Written instruction :: All lines in the data bearing the string "table" should be identified and copied.

========================================================================

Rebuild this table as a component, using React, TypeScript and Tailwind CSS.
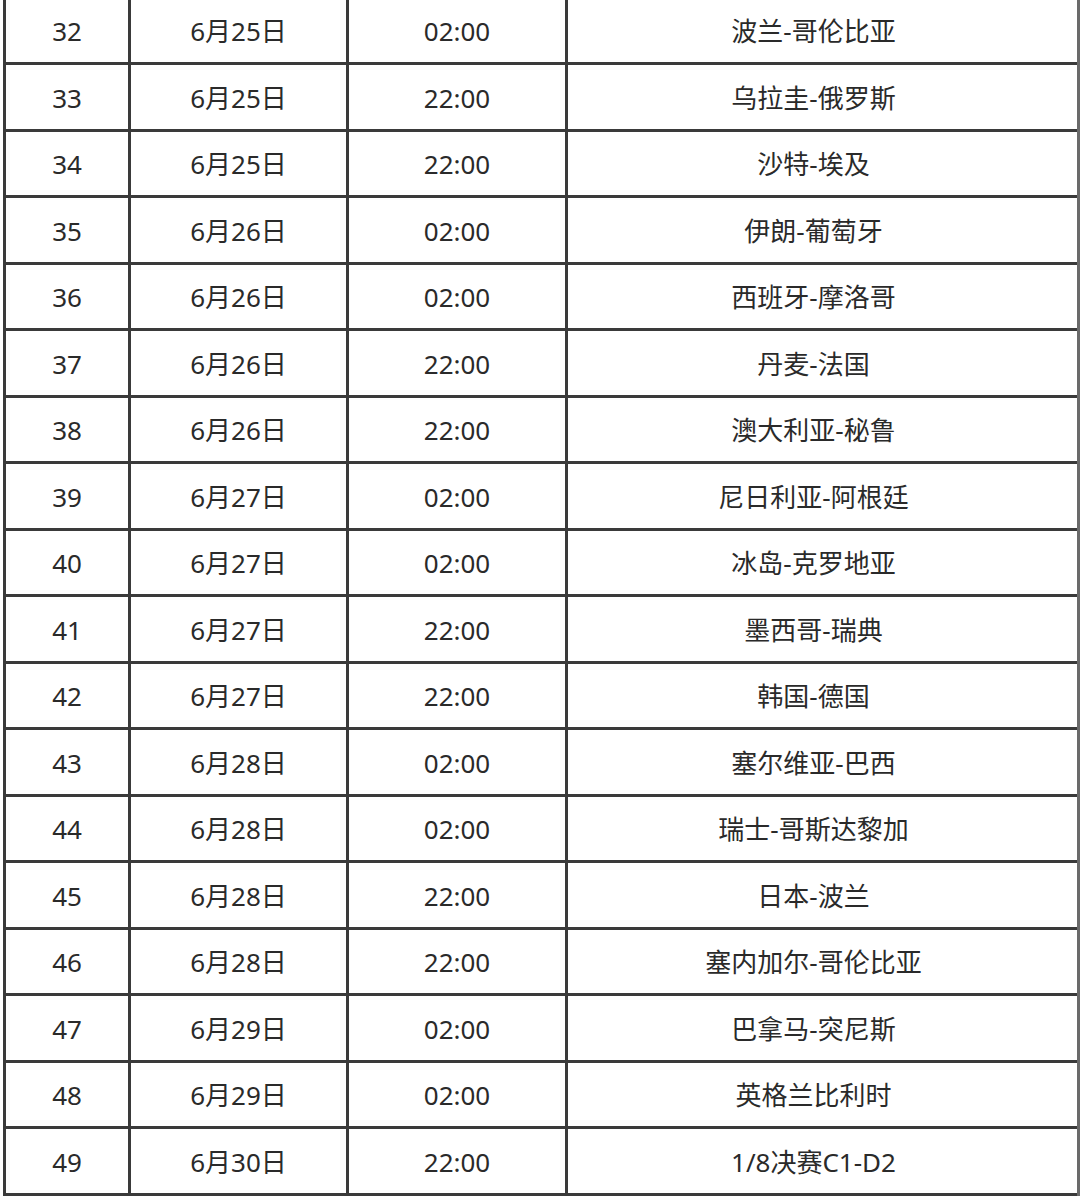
const rows: [number, string, string, string][] = [
  [32, '6月25日', '02:00', '波兰-哥伦比亚'],
  [33, '6月25日', '22:00', '乌拉圭-俄罗斯'],
  [34, '6月25日', '22:00', '沙特-埃及'],
  [35, '6月26日', '02:00', '伊朗-葡萄牙'],
  [36, '6月26日', '02:00', '西班牙-摩洛哥'],
  [37, '6月26日', '22:00', '丹麦-法国'],
  [38, '6月26日', '22:00', '澳大利亚-秘鲁'],
  [39, '6月27日', '02:00', '尼日利亚-阿根廷'],
  [40, '6月27日', '02:00', '冰岛-克罗地亚'],
  [41, '6月27日', '22:00', '墨西哥-瑞典'],
  [42, '6月27日', '22:00', '韩国-德国'],
  [43, '6月28日', '02:00', '塞尔维亚-巴西'],
  [44, '6月28日', '02:00', '瑞士-哥斯达黎加'],
  [45, '6月28日', '22:00', '日本-波兰'],
  [46, '6月28日', '22:00', '塞内加尔-哥伦比亚'],
  [47, '6月29日', '02:00', '巴拿马-突尼斯'],
  [48, '6月29日', '02:00', '英格兰比利时'],
  [49, '6月30日', '22:00', '1/8决赛C1-D2'],
];

export default function App() {
  return (
    <div
      className="w-[1080px] h-[1197px] overflow-hidden bg-white text-[26px] text-[#2a2a2a]"
      style={{ fontFamily: '"Noto Sans", "Noto Sans CJK SC", sans-serif' }}
    >
      {/* schedule table */}
      <div className="-mt-[1.5px] ml-[3px] w-[1077px] border-l-[3px] border-r-[3px] border-l-[#3a3a3a] border-r-[#6a6a6a]">
        {rows.map(([no, date, time, match]) => (
          <div
            key={no}
            className="flex h-[66.5px] pt-[3px] border-b-[3px] border-[#3a3a3a]"
          >
            <div className="w-[122px] flex items-center justify-center border-r-[3px] border-[#3a3a3a] box-content -mt-[3px] pt-[3px]">
              {no}
            </div>
            <div className="w-[215px] flex items-center justify-center border-r-[3px] border-[#3a3a3a] box-content -mt-[3px] pt-[3px]">
              {date}
            </div>
            <div className="w-[216px] flex items-center justify-center border-r-[3px] border-[#3a3a3a] box-content -mt-[3px] pt-[3px]">
              {time}
            </div>
            <div className="flex-1 flex items-center justify-center pr-[18px]">{match}</div>
          </div>
        ))}
      </div>
    </div>
  );
}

========================================================================

Result ::
Rebuild this table as a component, using React, TypeScript and Tailwind CSS.
      {/* schedule table */}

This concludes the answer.